The Avengers is my 1A, but they aren't #1 because they are basically the Marvel equivalent of the Justice League. So, they are not quite as original as the FF. Don't get me wrong, I love the Avengers, but the FF are just something special.

As far as single characters go Spider-Man is pretty far and away my #1. Daredevil would be #2. Spider-Man wins over DD because he's just more fun. I've always liked his sense of humor, his powers and his rogues gallery better than DD as well.

My favorite Artist is definitely John Byrne. No one else comes close enough for it to be much of a contest. I really couldn't even say who is my definite #2 in that one. If I had to pick, I guess I'd say Bruce Timm, (but he doesn't do much comic work). I also like George Perez, Art Adams, Ron Frenz, Mike Mignola, Mike Parobeck and Mike Wieringo.

Anonymous said...

Big John Buscema all the way baby! Younger brother Our Pal Sal comes in second.

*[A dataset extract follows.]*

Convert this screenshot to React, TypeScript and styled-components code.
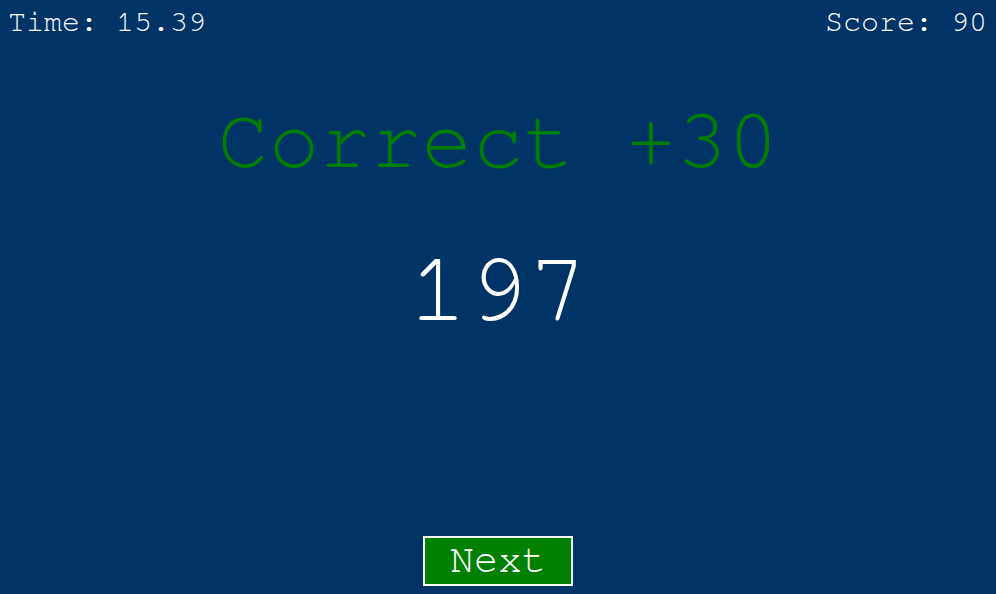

Number one Marvel superhero - Ol' webhead himself. Stan and Steve Ditko hit the jackpot (all apologies to Mary Jane!) back in the day with this one - a teenaged superhero as the star of his own mag? Gasp - would the impressionable minds of young comic book readers dig it? Countless issues and 50 years later, Spidey is still going strong.

My number two would be a toss up between Hulk and Thor; always loved the inner turmoil between Banner and his monstrous alter ego. As for our favourite Thunder God, who doesn't love faux Shakespearean dialogue? "Have at thee, base villain!"

During the Claremont/Byrne/Austin era, uncanny X-men was my #1 team, FF a close second.

- Mike "#1 is Marvel, #2b is DC" from Trinidad & Tobago

Edo Bosnar said...

Super-teams: late '70s/early '80s X-men are #1, while early '80s New Teen Titans are #1A.
Individual character: I'll be amazingly original and say Spider-man as #1, with no one really coming to mind as a #1A (the Thing maybe, or perhaps E-man?)
Artist: John Byrne is #1, Walt Simonson is #1A.
Writer: Steve Gerber is #1, Don McGregor is #1A (while my favorite artists are basically set in stone, my preferences in writers are often influenced by stuff I've more recently (re)read).
And branching out, favorite Star Trek series: original series is #1, while Voyager is #1A (I understand that my unbridled fondness for Voyager puts me in a very miniscule minority).
Favorite comedy movie: Monty Python's Holy Grail is #1, This is Spinal Tap is #1A.
Favorite Pixar movie: A Bug's Life is #1, Incredibles is #1A.
...and I'll cut it off here, because I think I can go on making up categories like this all day...

Rip Jagger said...

Here's my list.

Artist - Jack Kirby #1 / John Buscema #1A

Writer - Roy Thomas #1 / Kurt Busiek #1A

Superhero - E-Man #1 / Captain Marvel #1A

Superteam - Avengers #1 / Justice League of America #1A

Rip Off

Doug said...

J.A. --

To the best of my knowledge, the term "#1 and #1A" refers to a dilemma for the chooser when they like two things almost equally well. There is such a fine line, that there is a hesitation to call one the "second best". My original query was geared toward choices like that -- two "whatevers" that you like almost equally well and why one gets the nod over the other.

I have no idea what a "1B" would be or even mean...


david_b said...

Doug, I think it's pretty much the same. For the longest time, Avengers and FF were my '1 and 1A'. I just love 'em for different reasons, at different times or story arcs which was great: If the Avengers disappointed with Don Heck art (GS Avengers 4, anyone..?), I could enjoy the Reed/Sue's strife with Franklin's potentially volatile power.

I like what William had to say about the FF. The lack of power they had (compared to Avengers or Defenders...) they made up with either science, or tactics especially against Doctor Doom or Galactus, with a side order of Benjy's funny remarks. You had Reed Richards with near perfect intellect and knowledge, but other than stretching had no 'super power'. Once ol' Benjy was out of commission for some reason, the Torch had the 2nd most lethal power.